The case of Dodd v Raebarn and others gives interesting guidance as to when a landlord might be liable under the Defective Premises Act 1972 to a person injured on tenanted property.
The claim arose out of a tragic incident. An Australian, on honeymoon in London, fell down a flight of stairs in flats where he and his wife were staying. He subsequently died of his injuries. His wife brought a claim against a number of Defendants, including the landlord of the property.
The stairwell in question had no handrail, and it seems that the size of the treads and risers on the stairs were in breach of Building Regulations. The Judge concluded that the stairs were "potentially dangerous", but had to decide whether that was sufficient to make the landlord of the property liable to the Claimant under the Defective Premises Act ("DPA").
Section 4 of the DPA states that where a tenancy agreement obliges the landlord to repair or maintain the premises, the landlord owes a duty to anyone who might be affected by defects in the premises to take reasonable care to ensure that they are not injured by a "relevant defect".
That obligation will effectively extend to any lawful visitors to the premises, which begs the question of what is a "relevant defect"?
Section 4 goes on to define a "relevant defect" as one which arises from, or continues because of, the landlord's failure to carry out their maintenance/repair obligations under the lease.
Despite his finding that the stairs were potentially dangerous, the Judge concluded (albeit "not without regret") that the absence of a handrail, and the size of the treads and risers, did not arise from the landlord's failure to repair the property. Crucially, he found that the stairs had always been in this condition, and in particular that there had never been a handrail in place.
The Judge concluded that
“the duty of repair is not to be equated with a duty to make safe or even to make habitable. It is limited to a duty to put right something that is in a worse condition than it was at some previous time.”

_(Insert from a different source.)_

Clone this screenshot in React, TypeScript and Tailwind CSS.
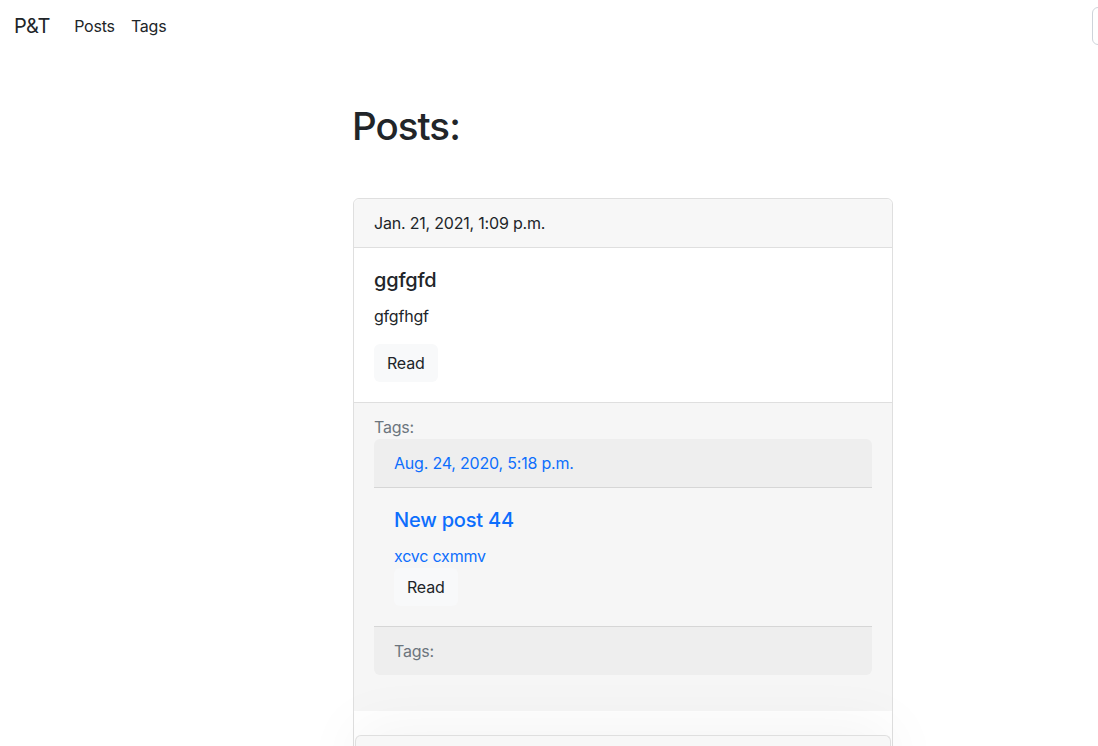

The landlord's obligation to repair only arises once some aspect of the property falls into disrepair. Although the stairwell here was probably unsafe, it had always been in this condition. The stairwell was well constructed, and the danger it posed did not arise out of a failure to keep it in good repair.
The Judge was wary of giving Section 4 a wider interpretation than this, as he felt that it could otherwise "impose a substantial burden on a landlord to put right matters which are under the control of the tenant".
A landlord in these circumstances could arguably still be liable to an injured Claimant via another route – such as the Occupier's Liability Act 1957, or in negligence. However as far as the DPA is concerned, this decision makes it clear that it is not enough for a Claimant to show that the premises are dangerous – the Claimant must go on and show that the danger arose out of the landlord's failure to repair.
The Judge gave other examples of circumstances where a danger in tenanted property would not arise from lack of repair. One example was a glass door panel which is fitted with normal glass, instead of safety glass. The panel would be unsafe, but that danger could not be said to arise from lack of repair. Again, a claim under the DPA by a person injured by the glass panel breaking would fail.
In the Dodd case, the situation might have been different had a handrail originally been installed on the stairs. If that handrail had then fallen off or been removed, and the landlord had failed to take reasonable steps to replace it, then the claim would probably have succeeded.
This might seem rather arbitrary, as in this scenario the stairs would have been precisely as dangerous as they were when the accident actually occurred. However the landlord's liability can only arise from failure to repair – as the Judge in Dodd concluded, "potential dangerousness is not the test under the DPA".